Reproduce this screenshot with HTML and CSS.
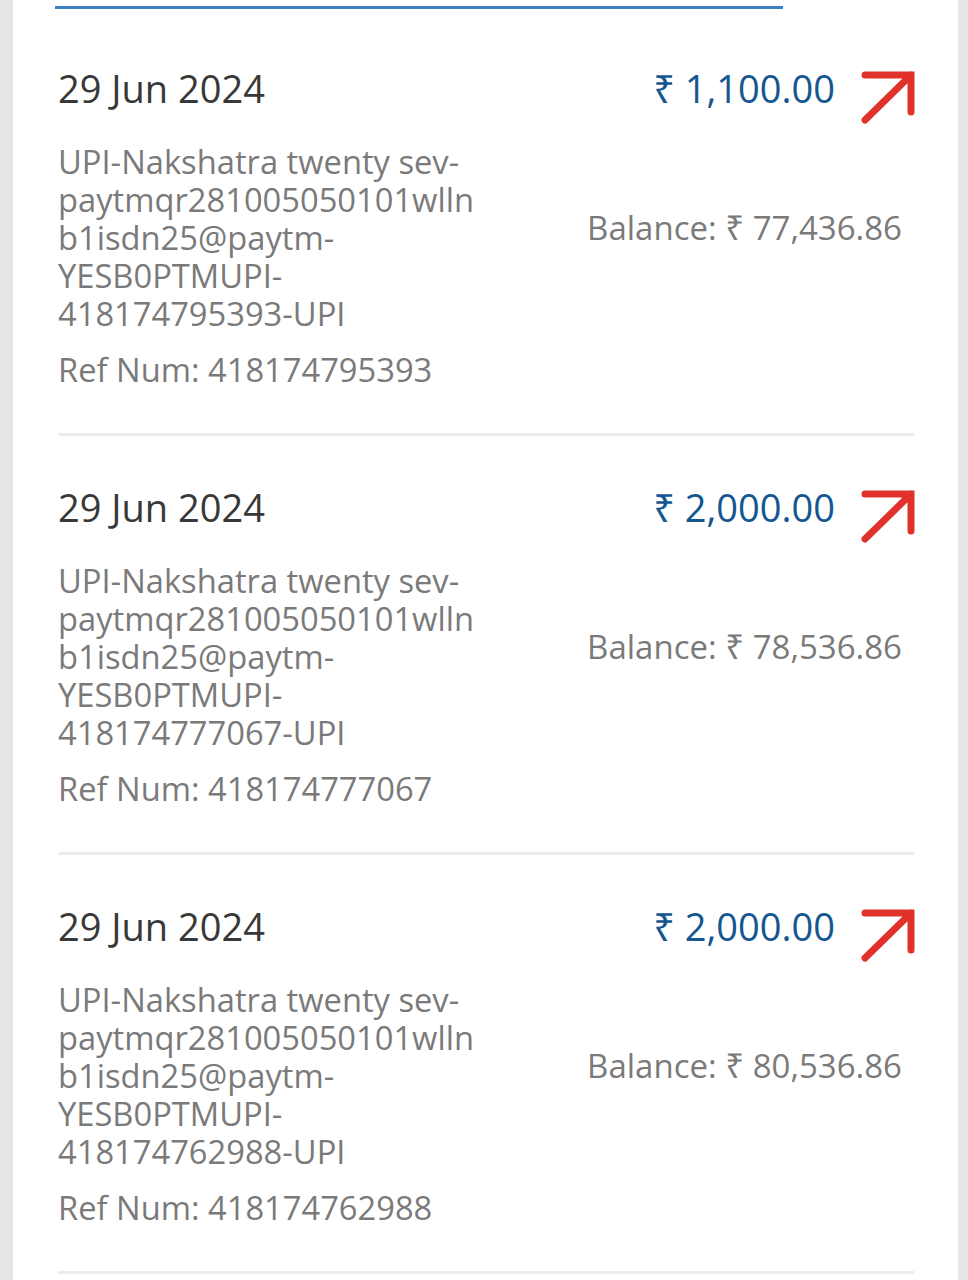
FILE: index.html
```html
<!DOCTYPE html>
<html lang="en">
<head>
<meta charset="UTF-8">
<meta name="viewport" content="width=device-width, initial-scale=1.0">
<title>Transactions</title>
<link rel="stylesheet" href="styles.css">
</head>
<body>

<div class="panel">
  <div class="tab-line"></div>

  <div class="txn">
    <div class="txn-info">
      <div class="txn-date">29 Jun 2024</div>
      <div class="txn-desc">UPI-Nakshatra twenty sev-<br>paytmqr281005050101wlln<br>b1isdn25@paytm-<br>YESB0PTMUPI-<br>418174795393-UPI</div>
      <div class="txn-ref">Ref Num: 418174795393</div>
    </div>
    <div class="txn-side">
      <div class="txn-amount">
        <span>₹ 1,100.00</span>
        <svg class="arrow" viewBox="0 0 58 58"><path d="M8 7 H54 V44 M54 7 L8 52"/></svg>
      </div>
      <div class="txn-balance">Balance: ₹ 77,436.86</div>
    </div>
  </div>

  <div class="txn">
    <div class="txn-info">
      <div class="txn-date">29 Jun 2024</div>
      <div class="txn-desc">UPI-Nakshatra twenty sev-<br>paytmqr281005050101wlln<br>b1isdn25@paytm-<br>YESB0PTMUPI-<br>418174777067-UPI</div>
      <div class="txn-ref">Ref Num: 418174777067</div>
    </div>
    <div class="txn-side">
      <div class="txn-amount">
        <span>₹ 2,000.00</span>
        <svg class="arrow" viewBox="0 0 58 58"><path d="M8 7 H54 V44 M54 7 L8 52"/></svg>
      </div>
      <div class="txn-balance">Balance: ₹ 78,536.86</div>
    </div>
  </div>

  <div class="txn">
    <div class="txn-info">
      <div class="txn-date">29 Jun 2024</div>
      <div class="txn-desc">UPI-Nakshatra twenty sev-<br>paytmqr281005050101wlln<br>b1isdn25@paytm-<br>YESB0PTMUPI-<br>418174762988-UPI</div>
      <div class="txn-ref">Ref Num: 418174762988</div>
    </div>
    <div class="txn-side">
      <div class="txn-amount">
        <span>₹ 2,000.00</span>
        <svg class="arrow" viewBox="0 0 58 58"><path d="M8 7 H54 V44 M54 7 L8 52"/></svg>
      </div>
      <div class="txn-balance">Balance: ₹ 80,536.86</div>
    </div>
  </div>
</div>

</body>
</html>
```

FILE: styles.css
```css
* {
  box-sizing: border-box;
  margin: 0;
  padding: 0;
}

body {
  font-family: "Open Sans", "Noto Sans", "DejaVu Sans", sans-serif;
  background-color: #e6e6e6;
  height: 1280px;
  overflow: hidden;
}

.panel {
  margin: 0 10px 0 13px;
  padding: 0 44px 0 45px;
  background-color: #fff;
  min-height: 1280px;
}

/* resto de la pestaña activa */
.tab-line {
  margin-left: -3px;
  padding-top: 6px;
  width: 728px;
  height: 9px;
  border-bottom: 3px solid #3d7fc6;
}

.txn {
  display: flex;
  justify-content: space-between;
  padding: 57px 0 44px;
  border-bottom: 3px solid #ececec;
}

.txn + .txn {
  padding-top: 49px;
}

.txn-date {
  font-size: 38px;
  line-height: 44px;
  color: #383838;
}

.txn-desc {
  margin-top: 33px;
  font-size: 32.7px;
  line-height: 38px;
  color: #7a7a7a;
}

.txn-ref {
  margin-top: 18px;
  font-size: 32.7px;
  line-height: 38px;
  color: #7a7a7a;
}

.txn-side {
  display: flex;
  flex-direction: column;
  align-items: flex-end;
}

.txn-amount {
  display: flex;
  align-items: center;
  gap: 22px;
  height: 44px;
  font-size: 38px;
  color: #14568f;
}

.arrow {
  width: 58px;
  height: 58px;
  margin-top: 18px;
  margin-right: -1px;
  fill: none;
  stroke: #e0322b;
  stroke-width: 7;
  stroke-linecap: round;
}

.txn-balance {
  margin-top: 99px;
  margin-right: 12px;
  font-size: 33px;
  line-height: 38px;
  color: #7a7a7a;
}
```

════════════════════

**PROBLEM DETAILS:**
Every line is to be duplicated exactly, though pictures stay out.

**OUTPUT:**
Reproduce this screenshot with HTML and CSS.
FILE: index.html
```html
<!DOCTYPE html>
<html lang="en">
<head>
<meta charset="UTF-8">
<meta name="viewport" content="width=device-width, initial-scale=1.0">
<title>Transactions</title>
<link rel="stylesheet" href="styles.css">
</head>
<body>

<div class="panel">
  <div class="tab-line"></div>

  <div class="txn">
    <div class="txn-info">
      <div class="txn-date">29 Jun 2024</div>
      <div class="txn-desc">UPI-Nakshatra twenty sev-<br>paytmqr281005050101wlln<br>b1isdn25@paytm-<br>YESB0PTMUPI-<br>418174795393-UPI</div>
      <div class="txn-ref">Ref Num: 418174795393</div>
    </div>
    <div class="txn-side">
      <div class="txn-amount">
        <span>₹ 1,100.00</span>
        <svg class="arrow" viewBox="0 0 58 58"><path d="M8 7 H54 V44 M54 7 L8 52"/></svg>
      </div>
      <div class="txn-balance">Balance: ₹ 77,436.86</div>
    </div>
  </div>

  <div class="txn">
    <div class="txn-info">
      <div class="txn-date">29 Jun 2024</div>
      <div class="txn-desc">UPI-Nakshatra twenty sev-<br>paytmqr281005050101wlln<br>b1isdn25@paytm-<br>YESB0PTMUPI-<br>418174777067-UPI</div>
      <div class="txn-ref">Ref Num: 418174777067</div>
    </div>
    <div class="txn-side">
      <div class="txn-amount">
        <span>₹ 2,000.00</span>
        <svg class="arrow" viewBox="0 0 58 58"><path d="M8 7 H54 V44 M54 7 L8 52"/></svg>
      </div>
      <div class="txn-balance">Balance: ₹ 78,536.86</div>
    </div>
  </div>

  <div class="txn">
    <div class="txn-info">
      <div class="txn-date">29 Jun 2024</div>
      <div class="txn-desc">UPI-Nakshatra twenty sev-<br>paytmqr281005050101wlln<br>b1isdn25@paytm-<br>YESB0PTMUPI-<br>418174762988-UPI</div>
      <div class="txn-ref">Ref Num: 418174762988</div>
    </div>
    <div class="txn-side">
      <div class="txn-amount">
        <span>₹ 2,000.00</span>
        <svg class="arrow" viewBox="0 0 58 58"><path d="M8 7 H54 V44 M54 7 L8 52"/></svg>
      </div>
      <div class="txn-balance">Balance: ₹ 80,536.86</div>
    </div>
  </div>
</div>

</body>
</html>
```

FILE: styles.css
```css
* {
  box-sizing: border-box;
  margin: 0;
  padding: 0;
}

body {
  font-family: "Open Sans", "Noto Sans", "DejaVu Sans", sans-serif;
  background-color: #e6e6e6;
  height: 1280px;
  overflow: hidden;
}

.panel {
  margin: 0 10px 0 13px;
  padding: 0 44px 0 45px;
  background-color: #fff;
  min-height: 1280px;
}

/* resto de la pestaña activa */
.tab-line {
  margin-left: -3px;
  padding-top: 6px;
  width: 728px;
  height: 9px;
  border-bottom: 3px solid #3d7fc6;
}

.txn {
  display: flex;
  justify-content: space-between;
  padding: 57px 0 44px;
  border-bottom: 3px solid #ececec;
}

.txn + .txn {
  padding-top: 49px;
}

.txn-date {
  font-size: 38px;
  line-height: 44px;
  color: #383838;
}

.txn-desc {
  margin-top: 33px;
  font-size: 32.7px;
  line-height: 38px;
  color: #7a7a7a;
}

.txn-ref {
  margin-top: 18px;
  font-size: 32.7px;
  line-height: 38px;
  color: #7a7a7a;
}

.txn-side {
  display: flex;
  flex-direction: column;
  align-items: flex-end;
}

.txn-amount {
  display: flex;
  align-items: center;
  gap: 22px;
  height: 44px;
  font-size: 38px;
  color: #14568f;
}

.arrow {
  width: 58px;
  height: 58px;
  margin-top: 18px;
  margin-right: -1px;
  fill: none;
  stroke: #e0322b;
  stroke-width: 7;
  stroke-linecap: round;
}

.txn-balance {
  margin-top: 99px;
  margin-right: 12px;
  font-size: 33px;
  line-height: 38px;
  color: #7a7a7a;
}
```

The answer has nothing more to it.